To access attributes, there are two ways in general:

  • Get attribute value string from the owner element.
  • Navigate to an attribute node and use properties on the reader, and read attribute value string by attribue value token.

For the first category, they simply handle attributes as containing one string value. For the second ones, they access attributes more in depth.

Speaking more concretely, there are four ways to access attributes:

  • Use GetAttribute() to get attribute value string from the owner element.
  • Use indexer for XmlReader. It returns the same as GetAttribute()
  • Use MoveToFirstAttribute() or MoveToNextAttribute() to navigate attributes in order
  • Use MoveToAttribute() to navigate directly to the specified attribute.

With MoveToXXX() methods, we can get several properties from XmlReader itself. And it can read each attribute value node with ReadAttributeValue() method. Actually, ReadAttributeValue() just moves to attribute value nodes, like other MoveToXXX() methods.

Only Text, and EntityReference are possible to be a value node of an attribute. Inside attributes, Whitespaces are merely treated as Text. Even an empty attribute is also treated as it contains an empty string Text node.

GetAttribute(), indexer and MoveToAttribute() are overloaded as to take three set of arguments.

  • int index to specify ordered attribute items. (Yes, attributes are "unordered" in XML Infoset Recommendation, but XmlReader has its mandatory "order" between attributes.)
  • a string name to specify an attribute whose markup name is identical to the argument.
  • a pair of two string to specify local part of the name and mapped namespace URI.

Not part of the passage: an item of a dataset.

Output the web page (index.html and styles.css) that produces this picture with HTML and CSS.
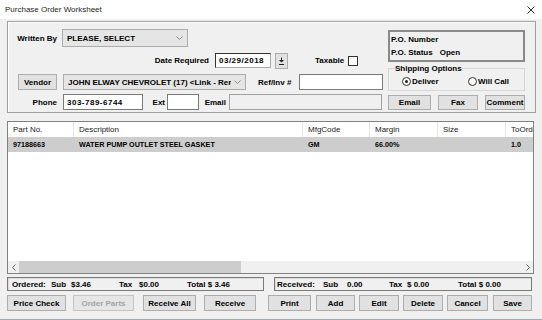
FILE: index.html
```html
<!DOCTYPE html>
<html lang="en">
  <head>
    <meta charset="UTF-8" />
    <title>Purchase Order Worksheet</title>
    <link rel="stylesheet" href="styles.css">
  </head>
  <body>
    <div class="window">
      <div class="titlebar">
        <span>Purchase Order Worksheet</span>
        <svg class="close" width="8" height="8" viewBox="0 0 8 8">
          <path d="M0.5 0.5L7.5 7.5M7.5 0.5L0.5 7.5" stroke="#333" stroke-width="1" fill="none" />
        </svg>
      </div>

      <div class="content">
        <div class="panel">
          <div class="form">
            <div class="row r1">
              <span class="lbl">Written By</span>
              <div class="select writer">
                <span class="select-text">PLEASE, SELECT</span>
                <svg class="chev" width="7" height="4" viewBox="0 0 7 4"><polyline points="0.5,0.5 3.5,3.5 6.5,0.5" stroke="#8a8a8a" fill="none" /></svg>
              </div>
            </div>
            <div class="row r2">
              <span class="lbl-date">Date Required</span>
              <div class="input date num">03/29/2018</div>
              <button class="btn datebtn">
                <svg width="7" height="8" viewBox="0 0 7 8"><path d="M3.5 0.5V3" stroke="#222" /><path d="M1 3h5L3.5 5.5z" fill="#222" /><path d="M1 7.5h5" stroke="#222" /></svg>
              </button>
              <span class="taxable">Taxable</span>
              <span class="check"></span>
            </div>
            <div class="row r3">
              <button class="btn vendor">Vendor</button>
              <div class="select vendor-sel">
                <span class="select-text">JOHN ELWAY CHEVROLET (17) &lt;Link - Remote&gt;</span>
                <svg class="chev" width="7" height="4" viewBox="0 0 7 4"><polyline points="0.5,0.5 3.5,3.5 6.5,0.5" stroke="#8a8a8a" fill="none" /></svg>
              </div>
              <span class="lbl-ref">Ref/Inv #</span>
              <div class="input ref"></div>
            </div>
            <div class="row r4">
              <span class="lbl">Phone</span>
              <div class="input phone num">303-789-6744</div>
              <span class="lbl-ext">Ext</span>
              <div class="input ext"></div>
              <span class="lbl-email">Email</span>
              <div class="input email"></div>
            </div>
          </div>

          <div class="side">
            <div class="po">
              <div>P.O. Number</div>
              <div><span class="po-key">P.O. Status</span>Open</div>
            </div>
            <fieldset class="ship">
              <legend>Shipping Options</legend>
              <div class="radios">
                <span class="radio deliver"><span class="dot on"></span>Deliver</span>
                <span class="radio"><span class="dot"></span>Will Call</span>
              </div>
            </fieldset>
            <div class="side-btns">
              <button class="btn b-email">Email</button>
              <button class="btn b-fax">Fax</button>
              <button class="btn b-comment">Comment</button>
            </div>
          </div>
        </div>

        <div class="grid">
          <div class="grid-view">
            <div class="cols head">
              <span>Part No.</span>
              <span>Description</span>
              <span>MfgCode</span>
              <span>Margin</span>
              <span>Size</span>
              <span>ToOrder</span>
            </div>
            <div class="cols item">
              <span>97188663</span>
              <span>WATER PUMP OUTLET STEEL GASKET</span>
              <span>GM</span>
              <span>66.00%</span>
              <span></span>
              <span>1.0</span>
            </div>
          </div>
          <div class="hscroll">
            <span class="arrow">
              <svg width="4" height="7" viewBox="0 0 4 7"><polyline points="3.5,0.5 0.5,3.5 3.5,6.5" stroke="#606060" fill="none" /></svg>
            </span>
            <span class="thumb"></span>
            <span class="track"></span>
            <span class="arrow">
              <svg width="4" height="7" viewBox="0 0 4 7"><polyline points="0.5,0.5 3.5,3.5 0.5,6.5" stroke="#606060" fill="none" /></svg>
            </span>
          </div>
        </div>

        <div class="totals">
          <div class="sum ordered">
            <span class="t1">Ordered:</span>
            <span class="t2">Sub</span>
            <span class="t3">$3.46</span>
            <span class="t4">Tax</span>
            <span class="t5">$0.00</span>
            <span>Total $ 3.46</span>
          </div>
          <div class="sum received">
            <span class="t1">Received:</span>
            <span class="t2">Sub</span>
            <span class="t3">0.00</span>
            <span class="t4">Tax</span>
            <span class="t5">$ 0.00</span>
            <span>Total $ 0.00</span>
          </div>
        </div>

        <div class="actions">
          <button class="btn a-price">Price Check</button>
          <button class="btn a-order" disabled>Order Parts</button>
          <button class="btn a-recall">Receive All</button>
          <button class="btn a-receive">Receive</button>
          <button class="btn a-print">Print</button>
          <button class="btn a-add">Add</button>
          <button class="btn a-edit">Edit</button>
          <button class="btn a-delete">Delete</button>
          <button class="btn a-cancel">Cancel</button>
          <button class="btn a-save">Save</button>
        </div>
      </div>
    </div>
  </body>
</html>
```

FILE: styles.css
```css
* {
  box-sizing: border-box;
}

body {
  margin: 0;
  font-family: "Liberation Sans", Arial, sans-serif;
  font-size: 8px;
  font-weight: bold;
  color: #000;
}

.window {
  width: 542px;
  height: 320px;
  background-color: #f0f0f0;
  border-bottom: 1px solid #7fb1e3;
  overflow: hidden;
}

.titlebar {
  height: 19px;
  background-color: #fff;
  display: flex;
  align-items: center;
  justify-content: space-between;
  padding: 0 7px 0 5px;
  font-weight: normal;
  color: #1e1e1e;
}

.content {
  padding: 2px 6px 0 7px;
}

/* top panel */

.panel {
  height: 92px;
  display: flex;
  padding-top: 7px;
  border: 1px solid #a0a0a0;
  box-shadow: inset 1px 1px 0 #fff;
}

.form {
  width: 376px;
}

.row {
  display: flex;
  align-items: center;
}

.r1 {
  height: 18px;
}

.r2 {
  height: 15px;
  margin-top: 6px;
}

.r3 {
  height: 16px;
  margin-top: 6px;
}

.r4 {
  height: 16px;
  margin-top: 4px;
}

.lbl {
  width: 51px;
  text-align: right;
  padding-right: 2px;
}

.select {
  height: 100%;
  display: flex;
  align-items: center;
  background-color: #e5e5e5;
  border: 1px solid #acacac;
  padding: 0 4px;
}

.select-text {
  flex: 1;
  overflow: hidden;
  white-space: nowrap;
}

.chev {
  margin-left: 3px;
}

.writer {
  width: 126px;
  margin-left: 3px;
}

.vendor-sel {
  width: 183px;
  margin-left: 6px;
}

.input {
  height: 100%;
  background-color: #fff;
  border: 1px solid #7a7a7a;
  padding: 0 3px;
  display: flex;
  align-items: center;
}

.num {
  letter-spacing: 0.5px;
}

.lbl-date {
  width: 204px;
  text-align: right;
  padding-right: 3px;
}

.date {
  width: 56px;
  margin-left: 3px;
  border-color: #333 #aaa #aaa #333;
}

.datebtn {
  width: 13px;
  height: 13px;
  margin-left: 4px;
  padding: 0;
  display: flex;
  align-items: center;
  justify-content: center;
}

.taxable {
  margin-left: 27px;
}

.check {
  width: 10px;
  height: 10px;
  margin-left: 4px;
  background-color: #fff;
  border: 1px solid #333;
}

.btn {
  font: inherit;
  color: #000;
  background-color: #e1e1e1;
  border: 1px solid #adadad;
  padding: 0;
  height: 16px;
}

.btn:disabled {
  color: #a3a3a3;
  background-color: #e6e6e6;
  border-color: #c4c4c4;
}

.vendor {
  width: 39px;
  height: 16px;
  margin-left: 10px;
}

.lbl-ref {
  width: 41px;
  margin-left: 12px;
}

.ref {
  width: 84px;
}

.phone {
  width: 80px;
  margin-left: 4px;
}

.lbl-ext {
  width: 24px;
  text-align: right;
  padding-right: 2px;
}

.ext {
  width: 32px;
}

.lbl-email {
  width: 30px;
  text-align: right;
  padding-right: 3px;
}

.email {
  width: 153px;
  background-color: #f0f0f0;
  border-color: #a0a0a0;
}

/* side column */

.side {
  width: 137px;
  margin-left: 4px;
}

.po {
  height: 32px;
  margin-top: 1px;
  border: 2px solid #8a8a8a;
  padding: 1px 0 0 1px;
  line-height: 13px;
}

.po-key {
  margin-right: 7px;
}

.ship {
  margin: 2px 0 0;
  padding: 0 0 4px 6px;
  border: 1px solid #d6d6d6;
  min-width: 0;
}

.ship legend {
  padding: 0;
  line-height: 9px;
}

.radios {
  display: flex;
  align-items: center;
  height: 10px;
  margin-top: 3px;
}

.radio {
  display: flex;
  align-items: center;
}

.deliver {
  width: 66px;
  margin-left: 7px;
}

.dot {
  width: 9px;
  height: 9px;
  border-radius: 50%;
  border: 1px solid #333;
  background-color: #fff;
  margin-right: 1px;
  display: flex;
  align-items: center;
  justify-content: center;
}

.dot.on::after {
  content: "";
  width: 3px;
  height: 3px;
  border-radius: 50%;
  background-color: #222;
}

.side-btns {
  display: flex;
  margin-top: 4px;
}

.side-btns .btn {
  height: 15px;
}

.b-email {
  width: 43px;
}

.b-fax {
  width: 40px;
  margin-left: 7px;
}

.b-comment {
  width: 40px;
  margin-left: 7px;
}

/* grid */

.grid {
  width: 527px;
  height: 153px;
  margin-top: 8px;
  border: 1px solid #828282;
  background-color: #fff;
  display: flex;
  flex-direction: column;
}

.grid-view {
  flex: 1;
  overflow: hidden;
}

.cols {
  display: grid;
  grid-template-columns: 66px 229px 67px 68px 68px 80px;
  height: 15px;
  width: 578px;
}

.cols span {
  padding-left: 5px;
  display: flex;
  align-items: center;
  white-space: nowrap;
}

.head {
  font-weight: normal;
  color: #1a1a1a;
}

.head span {
  border-right: 1px solid #e5e5e5;
}

.item {
  background-color: #cdcdcd;
  font-size: 7.2px;
}

.hscroll {
  height: 12px;
  display: flex;
  background-color: #f0f0f0;
}

.arrow {
  width: 11px;
  display: flex;
  align-items: center;
  justify-content: center;
}

.thumb {
  width: 222px;
  background-color: #cdcdcd;
}

.track {
  flex: 1;
}

/* totals */

.totals {
  display: flex;
  margin-top: 3px;
}

.sum {
  height: 14px;
  width: 257px;
  border: 1px solid #7a7a7a;
  box-shadow: inset 1px 1px 0 #dcdcdc;
  display: flex;
  align-items: center;
  white-space: nowrap;
}

.ordered {
  padding-left: 4px;
}

.ordered .t1 { width: 39px; }
.ordered .t2 { width: 20px; }
.ordered .t3 { width: 48px; }
.ordered .t4 { width: 20px; }
.ordered .t5 { width: 48px; }

.received {
  width: 258px;
  margin-left: 10px;
  padding-left: 2px;
}

.received .t1 { width: 46px; }
.received .t2 { width: 24px; }
.received .t3 { width: 42px; }
.received .t4 { width: 18px; }
.received .t5 { width: 51px; }

/* bottom buttons */

.actions {
  display: flex;
  margin-top: 4px;
}

.a-price { width: 59px; }
.a-order { width: 61px; margin-left: 7px; }
.a-recall { width: 53px; margin-left: 9px; }
.a-receive { width: 52px; margin-left: 8px; }
.a-print { width: 43px; margin-left: 12px; }
.a-add { width: 39px; margin-left: 5px; }
.a-edit { width: 40px; margin-left: 4px; }
.a-delete { width: 40px; margin-left: 4px; }
.a-cancel { width: 41px; margin-left: 4px; }
.a-save { width: 39px; margin-left: 5px; }
```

When the attribute specified by name(s) was not found, then GetAttribute() and indexer returns null, and MoveToXXX() returns false (they return a boolean value). As for int argument, they throws an exception.

Important Note

After using the reader, you have to call Close(). Especially, when you created XmlTextReader and XmlValidatingReader with file name argument, don't forget doing this.

XML Reader Tips

Parsing documents without namespaces

Sometimes (mainly for legacy documents), you might want to parse XML documents without correct namespaces. In such case, you can specify Namespaces = false on XmlTextReader.

Constructors

There are many constructor overroads for XmlTextReader. As for entire XML document, it can be created from string URI, Stream or TextReader, with optional XmlNameTable and optional BaseURI (it is mainly useful with Stream or TextReader).

Alternatively, it can be created from XML content string, with NodeType and XmlParserContext arguments. XmlTextReader can be used to parse XML fragments. This constructor provides easy ways to parse an attribute or element content. It is actually used internally for DOM value setters.

XmlReader and DTD

DTD (Document Type Definition) is used to constrain xml structure. It is not namespace-aware so it is not so recommended way to use it, but it had been commonly-used (since SGML, one of the ancestor of XML, have required DTD by design).

You might not know, but DTD does not only affect to "validity", but also to "well-formedness", so XmlTextReader which only supports well formedness check also consumes DTD.

If you don't want to read external DTD resources which might affect to the parser performance, you can set XmlResolver = null.

If you don't want to be reported any validation errors, you can specify ValidationEventHandler to XmlValidatingReader, or ValidationType = ValidationType.None. When you set the handler, it will never throw more validation errors unless you re-throw that error in your delegated method. Note that you cannot recover from any well-formedness errors.